Q3|Does generative AI necessarily hurt luxury brand value?

No. The key is placement and narrative boundaries. AI used behind the scenes — sketches, previsualization, asset management — is an efficiency upgrade with little impact on brand promises. But when AI imagery becomes the main visual or brand identity, it enters high-risk territory. The risk is not the tool, but whether it symbolizes the replacement of human creativity.

Q4|Is this incident linked to Gucci’s revenue pressure?

Contextually, the timing is significant. Kering’s 2025 earnings reported a 22% year-over-year revenue drop at Gucci. Amid brand pressure and fashion week attention competition, a high-reach, high-risk strategy is understandable. However, revenue pressure explains context, not proven motive. Equating public perception with cost-cutting is inference, not fact.

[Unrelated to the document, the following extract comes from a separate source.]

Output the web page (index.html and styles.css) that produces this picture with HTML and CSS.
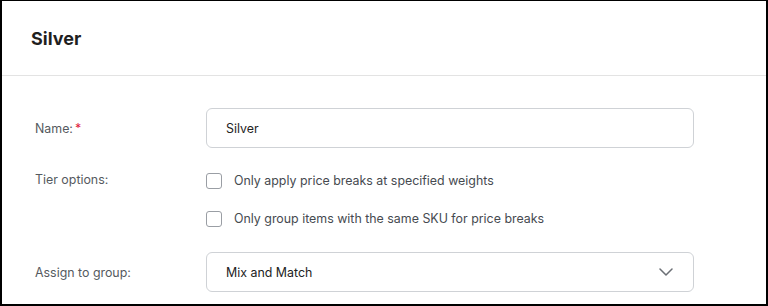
FILE: index.html
```html
<!DOCTYPE html>
<html lang="en">
<head>
    <meta charset="UTF-8">
    <title>Silver</title>
    <link rel="stylesheet" href="styles.css">
</head>
<body>
    <div class="panel">
        <div class="panel-header">
            <h1>Silver</h1>
        </div>

        <form class="panel-body">
            <div class="form-row">
                <label class="form-label" for="tier-name">Name:<span class="required">*</span></label>
                <input class="text-input" type="text" id="tier-name" value="Silver">
            </div>

            <div class="form-row form-row-top">
                <span class="form-label">Tier options:</span>
                <div class="options">
                    <label class="option">
                        <span class="checkbox"></span>
                        Only apply price breaks at specified weights
                    </label>
                    <label class="option">
                        <span class="checkbox"></span>
                        Only group items with the same SKU for price breaks
                    </label>
                </div>
            </div>

            <div class="form-row">
                <label class="form-label" for="tier-group">Assign to group:</label>
                <div class="select" id="tier-group">
                    <span>Mix and Match</span>
                    <svg class="chevron" width="14" height="8" viewBox="0 0 14 8">
                        <path d="M1 1l6 6 6-6" fill="none" stroke="#6b6f75" stroke-width="1.5" stroke-linecap="round" stroke-linejoin="round"/>
                    </svg>
                </div>
            </div>
        </form>
    </div>
</body>
</html>
```

FILE: styles.css
```css
html, body {
    margin: 0;
    padding: 0;
}

body {
    font-family: Inter, "Noto Sans", sans-serif;
    background: #fff;
}

.panel {
    width: 768px;
    height: 306px;
    box-sizing: border-box;
    border: 2px solid #000;
    border-top-width: 1px;
    overflow: hidden;
    background: white;
}

.panel-header {
    height: 74px;
    border-bottom: 1px solid #e3e3e3;
    padding: 0 29px;
    display: flex;
    align-items: center;
}

.panel-header h1 {
    margin: 0;
    font-size: 18px;
    font-weight: 700;
    color: #1f1f1f;
}

.panel-body {
    padding: 32px 0 0 33px;
}

.form-row {
    display: flex;
    align-items: center;
    margin-bottom: 23px;
}

.form-row-top {
    align-items: flex-start;
    margin-bottom: 23px;
}

.form-label {
    width: 171px;
    font-size: 12.4px;
    color: #555a60;
}

.form-row-top .form-label {
    padding-top: 1px;
}

.required {
    color: #e0203a;
    margin-left: 2px;
}

.text-input,
.select {
    width: 488px;
    height: 40px;
    box-sizing: border-box;
    border: 1px solid #cfd2d6;
    border-radius: 6px;
    padding: 0 19px;
    font-family: inherit;
    font-size: 12.4px;
    color: #222;
    outline: none;
}

.select {
    display: flex;
    align-items: center;
    justify-content: space-between;
    padding-right: 20px;
}

.options {
    display: flex;
    flex-direction: column;
    gap: 18px;
}

.option {
    display: flex;
    align-items: center;
    font-size: 12.4px;
    color: #464a50;
    line-height: 20px;
}

.checkbox {
    width: 16px;
    height: 16px;
    box-sizing: border-box;
    border: 1px solid #9a9ea4;
    border-radius: 3px;
    margin-right: 12px;
}
```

Q5|Does the backlash mean consumers oppose AI itself?

Not necessarily. Most criticism reflects value priority concerns, not tech fear. Consumers care whether the brand honors its original promise. If AI is framed as creative experimentation or engagement, controversy is limited. When it becomes core brand language, the question becomes: Who are you accountable to? The issue is not AI’s existence, but its defined role.

Q6|How should businesses assess AI risk levels?

Use a three-tier risk model:

  1. Backend acceleration: workflow efficiency, minimal brand impact
  2. Public engagement (non-flagship): filters, activations — controllable with boundaries
  3. Core visual & brand stance: highest risk; requires full context and accountability This framework balances innovation and trust.

Q7|What is Gucci’s most likely adjustment?

A full AI exit is unlikely. It will redraw boundaries:

  • Shift AI to backend workflows or interactive experiences
  • Reduce AI presence in main visuals
  • Strengthen narratives around craft and human creation Watch for richer creative context and renewed emphasis on authorship in official messaging.